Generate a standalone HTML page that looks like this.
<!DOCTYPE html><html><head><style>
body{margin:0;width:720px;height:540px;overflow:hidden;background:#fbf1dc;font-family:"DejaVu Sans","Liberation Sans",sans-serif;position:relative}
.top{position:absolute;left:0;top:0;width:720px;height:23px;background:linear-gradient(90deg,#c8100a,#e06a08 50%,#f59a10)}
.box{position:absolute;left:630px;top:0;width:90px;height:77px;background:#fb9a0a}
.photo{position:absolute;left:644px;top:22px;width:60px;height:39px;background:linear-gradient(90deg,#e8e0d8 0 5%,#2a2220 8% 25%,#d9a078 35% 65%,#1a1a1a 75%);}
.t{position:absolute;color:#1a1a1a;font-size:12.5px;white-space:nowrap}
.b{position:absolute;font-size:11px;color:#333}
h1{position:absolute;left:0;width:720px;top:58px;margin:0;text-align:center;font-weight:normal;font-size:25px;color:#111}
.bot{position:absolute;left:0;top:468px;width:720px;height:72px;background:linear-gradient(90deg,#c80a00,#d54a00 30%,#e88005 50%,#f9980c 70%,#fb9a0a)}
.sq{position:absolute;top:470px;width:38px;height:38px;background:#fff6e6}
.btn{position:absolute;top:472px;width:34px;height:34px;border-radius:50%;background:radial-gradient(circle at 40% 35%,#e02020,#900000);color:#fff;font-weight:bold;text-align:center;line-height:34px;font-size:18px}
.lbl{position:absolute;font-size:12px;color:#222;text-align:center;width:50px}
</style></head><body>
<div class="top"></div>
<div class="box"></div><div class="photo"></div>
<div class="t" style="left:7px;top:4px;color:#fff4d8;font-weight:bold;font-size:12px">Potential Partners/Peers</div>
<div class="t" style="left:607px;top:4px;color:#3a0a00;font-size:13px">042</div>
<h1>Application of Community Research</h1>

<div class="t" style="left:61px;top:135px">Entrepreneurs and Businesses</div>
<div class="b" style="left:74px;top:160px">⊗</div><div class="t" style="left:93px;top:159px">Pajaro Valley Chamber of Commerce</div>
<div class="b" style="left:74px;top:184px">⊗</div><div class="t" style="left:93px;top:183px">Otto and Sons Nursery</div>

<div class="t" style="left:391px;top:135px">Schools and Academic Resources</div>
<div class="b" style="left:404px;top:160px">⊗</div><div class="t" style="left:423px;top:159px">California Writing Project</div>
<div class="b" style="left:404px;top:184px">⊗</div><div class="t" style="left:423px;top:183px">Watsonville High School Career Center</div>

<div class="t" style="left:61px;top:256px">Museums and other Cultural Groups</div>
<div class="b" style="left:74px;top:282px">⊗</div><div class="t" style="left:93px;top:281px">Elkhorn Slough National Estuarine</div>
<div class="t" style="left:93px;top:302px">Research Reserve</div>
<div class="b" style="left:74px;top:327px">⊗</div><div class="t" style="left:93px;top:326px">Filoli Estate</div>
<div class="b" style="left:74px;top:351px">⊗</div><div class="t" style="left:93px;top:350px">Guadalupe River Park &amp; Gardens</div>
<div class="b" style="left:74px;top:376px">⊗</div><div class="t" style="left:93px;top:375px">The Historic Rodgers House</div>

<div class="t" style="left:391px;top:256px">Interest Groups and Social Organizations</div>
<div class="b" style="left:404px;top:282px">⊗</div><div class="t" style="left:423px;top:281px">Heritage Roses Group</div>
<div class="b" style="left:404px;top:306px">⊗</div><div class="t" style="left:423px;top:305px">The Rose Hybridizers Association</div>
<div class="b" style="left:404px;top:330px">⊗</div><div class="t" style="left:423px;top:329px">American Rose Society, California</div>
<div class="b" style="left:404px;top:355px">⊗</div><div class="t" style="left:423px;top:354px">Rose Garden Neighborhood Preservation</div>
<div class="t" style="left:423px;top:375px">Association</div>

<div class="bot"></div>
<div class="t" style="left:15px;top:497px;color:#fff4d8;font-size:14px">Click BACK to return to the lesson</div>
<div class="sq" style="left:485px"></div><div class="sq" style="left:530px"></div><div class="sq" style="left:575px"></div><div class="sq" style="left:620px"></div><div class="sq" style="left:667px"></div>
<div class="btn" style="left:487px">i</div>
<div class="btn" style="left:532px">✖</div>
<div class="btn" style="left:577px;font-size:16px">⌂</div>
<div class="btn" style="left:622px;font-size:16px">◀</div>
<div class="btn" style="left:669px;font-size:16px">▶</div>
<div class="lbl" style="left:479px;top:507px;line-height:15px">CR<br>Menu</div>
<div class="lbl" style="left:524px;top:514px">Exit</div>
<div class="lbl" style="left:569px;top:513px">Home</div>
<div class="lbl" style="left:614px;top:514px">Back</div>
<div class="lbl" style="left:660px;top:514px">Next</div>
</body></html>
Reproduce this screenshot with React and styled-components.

----------------------------------------

Task to complete: Tell how many lines include "this". The number is the whole answer.

Result below: 2